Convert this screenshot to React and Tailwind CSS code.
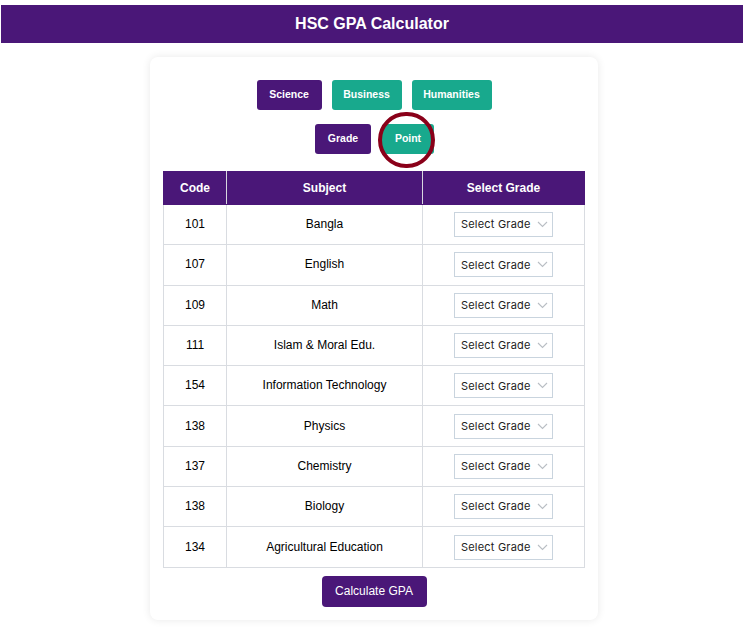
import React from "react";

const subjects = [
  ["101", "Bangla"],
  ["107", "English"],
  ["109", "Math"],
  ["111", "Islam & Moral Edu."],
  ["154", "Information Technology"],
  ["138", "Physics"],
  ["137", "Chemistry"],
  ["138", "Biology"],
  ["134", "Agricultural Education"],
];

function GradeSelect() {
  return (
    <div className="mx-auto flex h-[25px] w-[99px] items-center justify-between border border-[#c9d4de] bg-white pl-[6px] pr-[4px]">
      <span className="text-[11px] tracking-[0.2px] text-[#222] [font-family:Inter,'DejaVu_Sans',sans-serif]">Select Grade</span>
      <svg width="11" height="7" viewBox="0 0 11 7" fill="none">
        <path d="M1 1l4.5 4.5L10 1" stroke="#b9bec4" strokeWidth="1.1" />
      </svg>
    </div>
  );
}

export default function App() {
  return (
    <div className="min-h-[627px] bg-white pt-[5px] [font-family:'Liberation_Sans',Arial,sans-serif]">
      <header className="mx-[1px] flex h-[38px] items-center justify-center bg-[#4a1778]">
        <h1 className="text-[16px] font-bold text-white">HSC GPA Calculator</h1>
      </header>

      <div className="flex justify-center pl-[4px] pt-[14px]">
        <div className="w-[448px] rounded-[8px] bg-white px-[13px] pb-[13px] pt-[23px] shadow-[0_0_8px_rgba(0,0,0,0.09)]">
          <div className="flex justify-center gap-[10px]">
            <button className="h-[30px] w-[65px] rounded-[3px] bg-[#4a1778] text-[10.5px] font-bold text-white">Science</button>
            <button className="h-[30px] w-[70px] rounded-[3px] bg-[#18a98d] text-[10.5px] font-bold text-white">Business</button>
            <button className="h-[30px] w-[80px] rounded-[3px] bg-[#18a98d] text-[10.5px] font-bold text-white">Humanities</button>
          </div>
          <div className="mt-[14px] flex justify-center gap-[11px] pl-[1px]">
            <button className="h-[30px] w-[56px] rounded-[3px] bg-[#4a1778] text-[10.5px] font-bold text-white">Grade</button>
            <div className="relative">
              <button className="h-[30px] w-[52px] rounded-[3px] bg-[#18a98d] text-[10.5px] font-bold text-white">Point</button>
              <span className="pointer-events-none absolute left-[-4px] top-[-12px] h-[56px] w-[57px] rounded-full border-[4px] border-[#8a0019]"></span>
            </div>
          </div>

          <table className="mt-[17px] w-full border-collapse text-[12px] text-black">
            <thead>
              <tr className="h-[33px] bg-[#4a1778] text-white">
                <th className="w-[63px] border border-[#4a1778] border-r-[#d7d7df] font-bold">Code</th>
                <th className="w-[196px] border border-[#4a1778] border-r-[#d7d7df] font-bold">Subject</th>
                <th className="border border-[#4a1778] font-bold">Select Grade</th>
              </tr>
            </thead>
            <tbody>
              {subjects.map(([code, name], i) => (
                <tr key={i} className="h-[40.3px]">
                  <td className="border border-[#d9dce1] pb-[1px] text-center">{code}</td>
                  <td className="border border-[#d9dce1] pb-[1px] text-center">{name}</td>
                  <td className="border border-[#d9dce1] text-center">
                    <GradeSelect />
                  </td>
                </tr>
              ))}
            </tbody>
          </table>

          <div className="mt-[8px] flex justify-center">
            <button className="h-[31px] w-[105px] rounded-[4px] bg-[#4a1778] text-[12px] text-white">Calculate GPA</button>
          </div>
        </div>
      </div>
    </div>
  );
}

_ _ _ _

Instructions to follow
From the material above, reproduce everything verbatim except the pictures.

Full output
Convert this screenshot to React and Tailwind CSS code.
import React from "react";

const subjects = [
  ["101", "Bangla"],
  ["107", "English"],
  ["109", "Math"],
  ["111", "Islam & Moral Edu."],
  ["154", "Information Technology"],
  ["138", "Physics"],
  ["137", "Chemistry"],
  ["138", "Biology"],
  ["134", "Agricultural Education"],
];

function GradeSelect() {
  return (
    <div className="mx-auto flex h-[25px] w-[99px] items-center justify-between border border-[#c9d4de] bg-white pl-[6px] pr-[4px]">
      <span className="text-[11px] tracking-[0.2px] text-[#222] [font-family:Inter,'DejaVu_Sans',sans-serif]">Select Grade</span>
      <svg width="11" height="7" viewBox="0 0 11 7" fill="none">
        <path d="M1 1l4.5 4.5L10 1" stroke="#b9bec4" strokeWidth="1.1" />
      </svg>
    </div>
  );
}

export default function App() {
  return (
    <div className="min-h-[627px] bg-white pt-[5px] [font-family:'Liberation_Sans',Arial,sans-serif]">
      <header className="mx-[1px] flex h-[38px] items-center justify-center bg-[#4a1778]">
        <h1 className="text-[16px] font-bold text-white">HSC GPA Calculator</h1>
      </header>

      <div className="flex justify-center pl-[4px] pt-[14px]">
        <div className="w-[448px] rounded-[8px] bg-white px-[13px] pb-[13px] pt-[23px] shadow-[0_0_8px_rgba(0,0,0,0.09)]">
          <div className="flex justify-center gap-[10px]">
            <button className="h-[30px] w-[65px] rounded-[3px] bg-[#4a1778] text-[10.5px] font-bold text-white">Science</button>
            <button className="h-[30px] w-[70px] rounded-[3px] bg-[#18a98d] text-[10.5px] font-bold text-white">Business</button>
            <button className="h-[30px] w-[80px] rounded-[3px] bg-[#18a98d] text-[10.5px] font-bold text-white">Humanities</button>
          </div>
          <div className="mt-[14px] flex justify-center gap-[11px] pl-[1px]">
            <button className="h-[30px] w-[56px] rounded-[3px] bg-[#4a1778] text-[10.5px] font-bold text-white">Grade</button>
            <div className="relative">
              <button className="h-[30px] w-[52px] rounded-[3px] bg-[#18a98d] text-[10.5px] font-bold text-white">Point</button>
              <span className="pointer-events-none absolute left-[-4px] top-[-12px] h-[56px] w-[57px] rounded-full border-[4px] border-[#8a0019]"></span>
            </div>
          </div>

          <table className="mt-[17px] w-full border-collapse text-[12px] text-black">
            <thead>
              <tr className="h-[33px] bg-[#4a1778] text-white">
                <th className="w-[63px] border border-[#4a1778] border-r-[#d7d7df] font-bold">Code</th>
                <th className="w-[196px] border border-[#4a1778] border-r-[#d7d7df] font-bold">Subject</th>
                <th className="border border-[#4a1778] font-bold">Select Grade</th>
              </tr>
            </thead>
            <tbody>
              {subjects.map(([code, name], i) => (
                <tr key={i} className="h-[40.3px]">
                  <td className="border border-[#d9dce1] pb-[1px] text-center">{code}</td>
                  <td className="border border-[#d9dce1] pb-[1px] text-center">{name}</td>
                  <td className="border border-[#d9dce1] text-center">
                    <GradeSelect />
                  </td>
                </tr>
              ))}
            </tbody>
          </table>

          <div className="mt-[8px] flex justify-center">
            <button className="h-[31px] w-[105px] rounded-[4px] bg-[#4a1778] text-[12px] text-white">Calculate GPA</button>
          </div>
        </div>
      </div>
    </div>
  );
}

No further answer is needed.